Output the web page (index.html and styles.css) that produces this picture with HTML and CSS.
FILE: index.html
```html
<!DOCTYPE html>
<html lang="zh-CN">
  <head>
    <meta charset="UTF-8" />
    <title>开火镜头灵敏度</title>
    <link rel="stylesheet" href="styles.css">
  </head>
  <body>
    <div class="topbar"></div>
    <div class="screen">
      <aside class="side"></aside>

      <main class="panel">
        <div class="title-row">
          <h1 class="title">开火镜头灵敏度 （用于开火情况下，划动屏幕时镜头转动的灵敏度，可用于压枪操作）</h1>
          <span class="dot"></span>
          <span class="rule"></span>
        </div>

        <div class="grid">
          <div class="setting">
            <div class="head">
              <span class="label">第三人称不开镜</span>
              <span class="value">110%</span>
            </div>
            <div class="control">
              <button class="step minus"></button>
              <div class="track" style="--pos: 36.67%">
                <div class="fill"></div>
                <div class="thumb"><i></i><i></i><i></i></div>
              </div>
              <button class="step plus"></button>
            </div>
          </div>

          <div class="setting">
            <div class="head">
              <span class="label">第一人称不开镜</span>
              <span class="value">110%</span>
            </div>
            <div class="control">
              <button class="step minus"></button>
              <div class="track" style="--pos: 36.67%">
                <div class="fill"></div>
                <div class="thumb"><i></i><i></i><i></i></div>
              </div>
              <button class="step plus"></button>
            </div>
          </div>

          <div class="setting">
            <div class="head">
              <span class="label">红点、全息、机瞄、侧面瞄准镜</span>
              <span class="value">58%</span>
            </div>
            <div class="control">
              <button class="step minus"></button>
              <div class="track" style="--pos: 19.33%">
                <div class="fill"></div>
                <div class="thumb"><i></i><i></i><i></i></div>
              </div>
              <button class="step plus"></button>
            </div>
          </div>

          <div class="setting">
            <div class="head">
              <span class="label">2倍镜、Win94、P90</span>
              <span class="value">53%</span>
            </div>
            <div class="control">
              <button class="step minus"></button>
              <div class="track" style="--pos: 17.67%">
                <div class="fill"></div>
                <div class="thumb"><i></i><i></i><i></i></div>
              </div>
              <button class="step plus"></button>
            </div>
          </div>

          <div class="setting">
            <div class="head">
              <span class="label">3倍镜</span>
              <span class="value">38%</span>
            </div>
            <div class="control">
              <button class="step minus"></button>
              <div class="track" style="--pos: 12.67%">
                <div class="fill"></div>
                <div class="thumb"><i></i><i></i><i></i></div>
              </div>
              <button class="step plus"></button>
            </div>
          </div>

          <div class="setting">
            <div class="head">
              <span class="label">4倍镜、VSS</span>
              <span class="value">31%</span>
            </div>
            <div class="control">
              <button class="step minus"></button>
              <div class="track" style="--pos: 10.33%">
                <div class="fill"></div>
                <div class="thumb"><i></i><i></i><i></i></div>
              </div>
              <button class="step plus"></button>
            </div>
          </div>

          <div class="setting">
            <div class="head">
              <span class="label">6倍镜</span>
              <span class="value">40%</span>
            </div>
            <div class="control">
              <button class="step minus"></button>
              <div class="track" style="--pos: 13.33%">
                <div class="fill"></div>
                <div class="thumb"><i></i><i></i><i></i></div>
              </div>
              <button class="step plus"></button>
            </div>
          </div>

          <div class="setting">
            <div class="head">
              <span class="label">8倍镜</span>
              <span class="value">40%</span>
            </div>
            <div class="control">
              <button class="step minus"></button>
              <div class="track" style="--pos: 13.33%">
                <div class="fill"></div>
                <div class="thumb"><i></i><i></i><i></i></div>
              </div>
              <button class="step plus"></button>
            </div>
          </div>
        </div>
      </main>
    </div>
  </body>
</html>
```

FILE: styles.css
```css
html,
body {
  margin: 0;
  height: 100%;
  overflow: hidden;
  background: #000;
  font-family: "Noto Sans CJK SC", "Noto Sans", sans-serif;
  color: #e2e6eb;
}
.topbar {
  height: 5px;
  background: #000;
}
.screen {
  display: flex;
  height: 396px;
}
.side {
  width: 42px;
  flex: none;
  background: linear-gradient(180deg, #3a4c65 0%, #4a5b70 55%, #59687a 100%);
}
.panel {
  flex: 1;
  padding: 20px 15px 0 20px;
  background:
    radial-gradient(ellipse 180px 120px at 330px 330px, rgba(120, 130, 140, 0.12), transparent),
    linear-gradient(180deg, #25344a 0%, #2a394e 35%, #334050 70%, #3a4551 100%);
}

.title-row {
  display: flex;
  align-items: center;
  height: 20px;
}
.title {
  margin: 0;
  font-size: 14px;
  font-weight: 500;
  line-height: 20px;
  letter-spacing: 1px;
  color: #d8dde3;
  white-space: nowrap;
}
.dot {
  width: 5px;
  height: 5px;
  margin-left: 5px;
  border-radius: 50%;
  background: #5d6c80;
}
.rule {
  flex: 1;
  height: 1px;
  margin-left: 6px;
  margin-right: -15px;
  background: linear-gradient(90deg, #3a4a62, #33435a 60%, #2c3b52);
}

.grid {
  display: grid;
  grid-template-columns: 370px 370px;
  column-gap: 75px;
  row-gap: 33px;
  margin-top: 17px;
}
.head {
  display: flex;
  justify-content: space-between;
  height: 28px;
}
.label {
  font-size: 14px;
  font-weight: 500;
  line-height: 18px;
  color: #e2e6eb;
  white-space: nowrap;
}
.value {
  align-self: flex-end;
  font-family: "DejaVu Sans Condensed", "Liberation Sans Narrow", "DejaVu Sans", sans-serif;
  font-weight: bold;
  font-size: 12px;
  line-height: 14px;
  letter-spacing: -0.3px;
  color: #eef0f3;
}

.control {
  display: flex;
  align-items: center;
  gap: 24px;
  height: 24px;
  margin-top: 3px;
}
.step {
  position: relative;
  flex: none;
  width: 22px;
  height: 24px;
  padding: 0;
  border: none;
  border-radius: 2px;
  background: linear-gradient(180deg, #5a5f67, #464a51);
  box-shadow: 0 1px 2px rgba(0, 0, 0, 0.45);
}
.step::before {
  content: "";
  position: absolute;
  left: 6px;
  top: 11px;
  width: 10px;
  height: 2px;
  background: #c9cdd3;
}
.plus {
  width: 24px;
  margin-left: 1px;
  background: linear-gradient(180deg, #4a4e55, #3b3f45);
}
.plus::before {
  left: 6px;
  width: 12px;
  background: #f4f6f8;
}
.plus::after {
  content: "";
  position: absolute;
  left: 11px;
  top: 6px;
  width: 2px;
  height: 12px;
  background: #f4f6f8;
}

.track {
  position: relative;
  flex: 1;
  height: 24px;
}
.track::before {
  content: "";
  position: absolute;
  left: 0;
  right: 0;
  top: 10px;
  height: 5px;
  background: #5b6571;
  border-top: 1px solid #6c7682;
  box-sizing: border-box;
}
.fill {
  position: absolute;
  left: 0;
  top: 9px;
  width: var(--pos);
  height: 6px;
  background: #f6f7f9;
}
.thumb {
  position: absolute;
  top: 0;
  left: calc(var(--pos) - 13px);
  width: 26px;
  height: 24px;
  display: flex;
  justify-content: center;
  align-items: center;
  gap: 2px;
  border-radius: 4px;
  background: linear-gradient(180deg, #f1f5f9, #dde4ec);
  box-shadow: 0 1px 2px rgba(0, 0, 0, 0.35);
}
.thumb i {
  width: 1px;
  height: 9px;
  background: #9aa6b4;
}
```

=== Written instruction ===
Write out the whole listing again, exactly as it stands.

=== Solution to the exercise ===
Output the web page (index.html and styles.css) that produces this picture with HTML and CSS.
FILE: index.html
```html
<!DOCTYPE html>
<html lang="zh-CN">
  <head>
    <meta charset="UTF-8" />
    <title>开火镜头灵敏度</title>
    <link rel="stylesheet" href="styles.css">
  </head>
  <body>
    <div class="topbar"></div>
    <div class="screen">
      <aside class="side"></aside>

      <main class="panel">
        <div class="title-row">
          <h1 class="title">开火镜头灵敏度 （用于开火情况下，划动屏幕时镜头转动的灵敏度，可用于压枪操作）</h1>
          <span class="dot"></span>
          <span class="rule"></span>
        </div>

        <div class="grid">
          <div class="setting">
            <div class="head">
              <span class="label">第三人称不开镜</span>
              <span class="value">110%</span>
            </div>
            <div class="control">
              <button class="step minus"></button>
              <div class="track" style="--pos: 36.67%">
                <div class="fill"></div>
                <div class="thumb"><i></i><i></i><i></i></div>
              </div>
              <button class="step plus"></button>
            </div>
          </div>

          <div class="setting">
            <div class="head">
              <span class="label">第一人称不开镜</span>
              <span class="value">110%</span>
            </div>
            <div class="control">
              <button class="step minus"></button>
              <div class="track" style="--pos: 36.67%">
                <div class="fill"></div>
                <div class="thumb"><i></i><i></i><i></i></div>
              </div>
              <button class="step plus"></button>
            </div>
          </div>

          <div class="setting">
            <div class="head">
              <span class="label">红点、全息、机瞄、侧面瞄准镜</span>
              <span class="value">58%</span>
            </div>
            <div class="control">
              <button class="step minus"></button>
              <div class="track" style="--pos: 19.33%">
                <div class="fill"></div>
                <div class="thumb"><i></i><i></i><i></i></div>
              </div>
              <button class="step plus"></button>
            </div>
          </div>

          <div class="setting">
            <div class="head">
              <span class="label">2倍镜、Win94、P90</span>
              <span class="value">53%</span>
            </div>
            <div class="control">
              <button class="step minus"></button>
              <div class="track" style="--pos: 17.67%">
                <div class="fill"></div>
                <div class="thumb"><i></i><i></i><i></i></div>
              </div>
              <button class="step plus"></button>
            </div>
          </div>

          <div class="setting">
            <div class="head">
              <span class="label">3倍镜</span>
              <span class="value">38%</span>
            </div>
            <div class="control">
              <button class="step minus"></button>
              <div class="track" style="--pos: 12.67%">
                <div class="fill"></div>
                <div class="thumb"><i></i><i></i><i></i></div>
              </div>
              <button class="step plus"></button>
            </div>
          </div>

          <div class="setting">
            <div class="head">
              <span class="label">4倍镜、VSS</span>
              <span class="value">31%</span>
            </div>
            <div class="control">
              <button class="step minus"></button>
              <div class="track" style="--pos: 10.33%">
                <div class="fill"></div>
                <div class="thumb"><i></i><i></i><i></i></div>
              </div>
              <button class="step plus"></button>
            </div>
          </div>

          <div class="setting">
            <div class="head">
              <span class="label">6倍镜</span>
              <span class="value">40%</span>
            </div>
            <div class="control">
              <button class="step minus"></button>
              <div class="track" style="--pos: 13.33%">
                <div class="fill"></div>
                <div class="thumb"><i></i><i></i><i></i></div>
              </div>
              <button class="step plus"></button>
            </div>
          </div>

          <div class="setting">
            <div class="head">
              <span class="label">8倍镜</span>
              <span class="value">40%</span>
            </div>
            <div class="control">
              <button class="step minus"></button>
              <div class="track" style="--pos: 13.33%">
                <div class="fill"></div>
                <div class="thumb"><i></i><i></i><i></i></div>
              </div>
              <button class="step plus"></button>
            </div>
          </div>
        </div>
      </main>
    </div>
  </body>
</html>
```

FILE: styles.css
```css
html,
body {
  margin: 0;
  height: 100%;
  overflow: hidden;
  background: #000;
  font-family: "Noto Sans CJK SC", "Noto Sans", sans-serif;
  color: #e2e6eb;
}
.topbar {
  height: 5px;
  background: #000;
}
.screen {
  display: flex;
  height: 396px;
}
.side {
  width: 42px;
  flex: none;
  background: linear-gradient(180deg, #3a4c65 0%, #4a5b70 55%, #59687a 100%);
}
.panel {
  flex: 1;
  padding: 20px 15px 0 20px;
  background:
    radial-gradient(ellipse 180px 120px at 330px 330px, rgba(120, 130, 140, 0.12), transparent),
    linear-gradient(180deg, #25344a 0%, #2a394e 35%, #334050 70%, #3a4551 100%);
}

.title-row {
  display: flex;
  align-items: center;
  height: 20px;
}
.title {
  margin: 0;
  font-size: 14px;
  font-weight: 500;
  line-height: 20px;
  letter-spacing: 1px;
  color: #d8dde3;
  white-space: nowrap;
}
.dot {
  width: 5px;
  height: 5px;
  margin-left: 5px;
  border-radius: 50%;
  background: #5d6c80;
}
.rule {
  flex: 1;
  height: 1px;
  margin-left: 6px;
  margin-right: -15px;
  background: linear-gradient(90deg, #3a4a62, #33435a 60%, #2c3b52);
}

.grid {
  display: grid;
  grid-template-columns: 370px 370px;
  column-gap: 75px;
  row-gap: 33px;
  margin-top: 17px;
}
.head {
  display: flex;
  justify-content: space-between;
  height: 28px;
}
.label {
  font-size: 14px;
  font-weight: 500;
  line-height: 18px;
  color: #e2e6eb;
  white-space: nowrap;
}
.value {
  align-self: flex-end;
  font-family: "DejaVu Sans Condensed", "Liberation Sans Narrow", "DejaVu Sans", sans-serif;
  font-weight: bold;
  font-size: 12px;
  line-height: 14px;
  letter-spacing: -0.3px;
  color: #eef0f3;
}

.control {
  display: flex;
  align-items: center;
  gap: 24px;
  height: 24px;
  margin-top: 3px;
}
.step {
  position: relative;
  flex: none;
  width: 22px;
  height: 24px;
  padding: 0;
  border: none;
  border-radius: 2px;
  background: linear-gradient(180deg, #5a5f67, #464a51);
  box-shadow: 0 1px 2px rgba(0, 0, 0, 0.45);
}
.step::before {
  content: "";
  position: absolute;
  left: 6px;
  top: 11px;
  width: 10px;
  height: 2px;
  background: #c9cdd3;
}
.plus {
  width: 24px;
  margin-left: 1px;
  background: linear-gradient(180deg, #4a4e55, #3b3f45);
}
.plus::before {
  left: 6px;
  width: 12px;
  background: #f4f6f8;
}
.plus::after {
  content: "";
  position: absolute;
  left: 11px;
  top: 6px;
  width: 2px;
  height: 12px;
  background: #f4f6f8;
}

.track {
  position: relative;
  flex: 1;
  height: 24px;
}
.track::before {
  content: "";
  position: absolute;
  left: 0;
  right: 0;
  top: 10px;
  height: 5px;
  background: #5b6571;
  border-top: 1px solid #6c7682;
  box-sizing: border-box;
}
.fill {
  position: absolute;
  left: 0;
  top: 9px;
  width: var(--pos);
  height: 6px;
  background: #f6f7f9;
}
.thumb {
  position: absolute;
  top: 0;
  left: calc(var(--pos) - 13px);
  width: 26px;
  height: 24px;
  display: flex;
  justify-content: center;
  align-items: center;
  gap: 2px;
  border-radius: 4px;
  background: linear-gradient(180deg, #f1f5f9, #dde4ec);
  box-shadow: 0 1px 2px rgba(0, 0, 0, 0.35);
}
.thumb i {
  width: 1px;
  height: 9px;
  background: #9aa6b4;
}
```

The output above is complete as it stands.